Though the initial African UN vote gave doubt to the continent’s position on the Russian invasion, a subsequent April 7 General Assembly vote resulting in the suspension of Russia from the UN Human Rights Council, garnered even less support from the African continent.

Ten states supported the punishment: Chad, Comoros, Ivory Coast, Democratic Republic of the Congo, Liberia, Libya, Malawi, Mauritius, Seychelles and Sierra Leone. Nine countries voted against suspension: Algeria, Burundi, Central African Republic, Congo, Eritrea, Ethiopia, Gabon, Mali, Zimbabwe. Twenty-four countries abstained from the vote.

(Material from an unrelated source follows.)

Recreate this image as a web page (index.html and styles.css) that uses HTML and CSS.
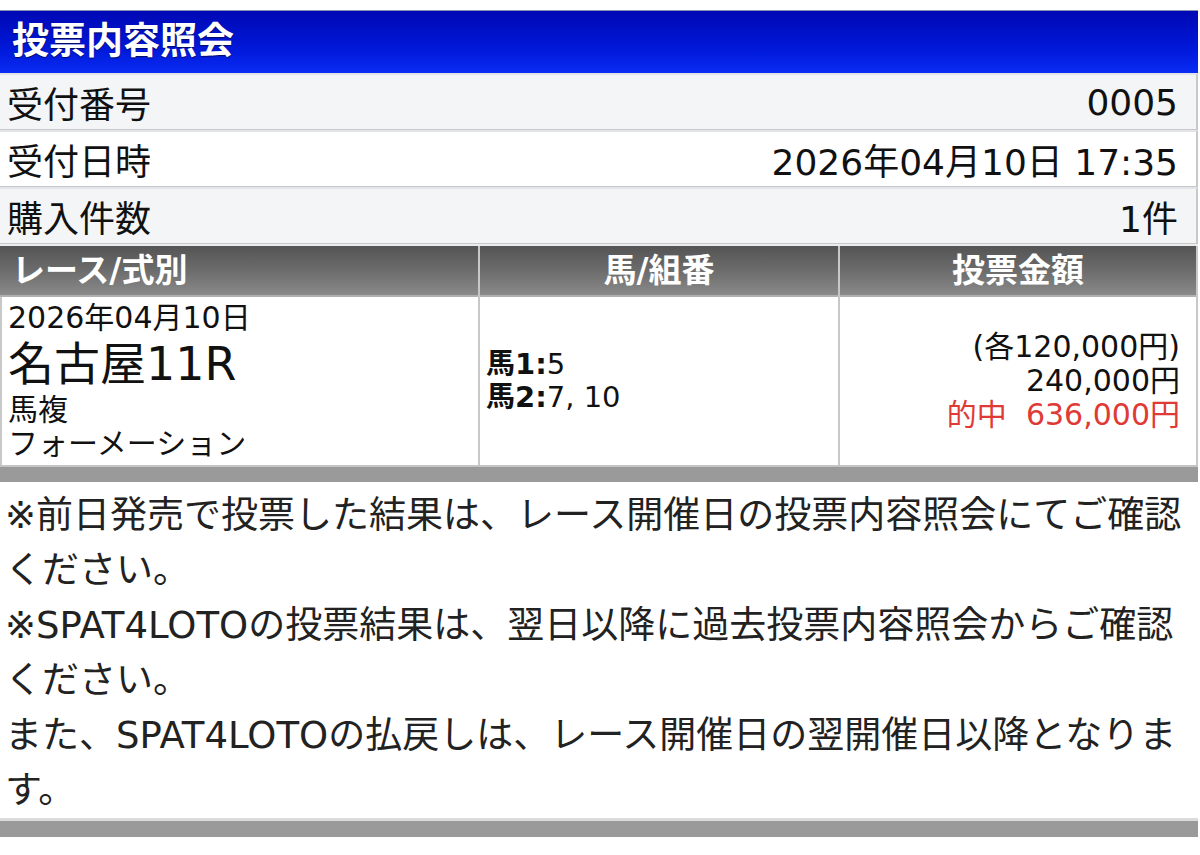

However, Nicholas Westcott, director of the Royal African Society for the Center for International Studies and Diplomacy at the University of London noted that it is important for western nations to “recognize” they are far from innocent. According to a piece he penned on conversation.com,“From an African perspective, trade still feels unbalanced, the costs of ‘structural adjustment’ are still resented, and while western donors see themselves defending human rights, financial probity, good governance and civil society, others see them as hypocritical, supporting dictatorial regimes,” past and present.

According to Westcott, “Western governments have been using the wrong arguments, appealing to the need to preserve the international rule of law and multilateral institutions when many Africans see these as skewed in favor of ‘the west’ and Africa as perpetually disadvantaged.”

He noted that western nations hypocrisy extends to Ukraine support, Afghanistan departure but “relative indifference to Syria’s suffering, and hostility to African refugees.”

“The scenes of European border guards discriminating against Black refugees played directly into the narrative that ‘the west’ supports white folks more than black,” he wrote.

Confirmation came from BBC’s Africa Eye. In a recent documentary, “Not Our War: Africans fleeing Ukraine,” BBC Africa journalist Peter Okwoche reported from the Polish border on the horror of the African experience in the aftermath of the war breaking out. In the weeks that followed, Okwoche spoke to many Africans including students still stuck inside the conflict, and in many cases were being prevented from crossing the border into Poland or other adjoining countries.

The documentary opens with an unnamed young African trapped in Ukraine, his voice raised, and stating: “This is not our war, we need to leave this place.” Okwoche’s opening salvo, “Africans caught up in the horrors of Ukraine,” says it all.

“We are students, we are not fighters. This is not our fight,” is heard from another unnamed African trapped inside Ukraine’s borders. “As they flee many are treated like second class citizens,” reports Okwoche.

Even Okwoche and his Black cameraman were not safe. While in Poland they were surrounded by a group of White men. They were saved by their BBC journalist IDs.

“Africa’s growing ties with Russia, some of which are decades-long, explain the position of some of the region’s leaders. But their decisions also may reflect their frustration with how Western powers, including the United States, engage them— with what African leaders often see as arrogance or purely self-interest or with strict conditions they see as insulting,” noted justicesecurity.org.

“In short, the UN vote was illustrative of African leaders’ desire to strategically balance their relations with Russia and the United States, based on their own interests, as they did during the Cold War with the Non-Aligned Movement,” the site continued.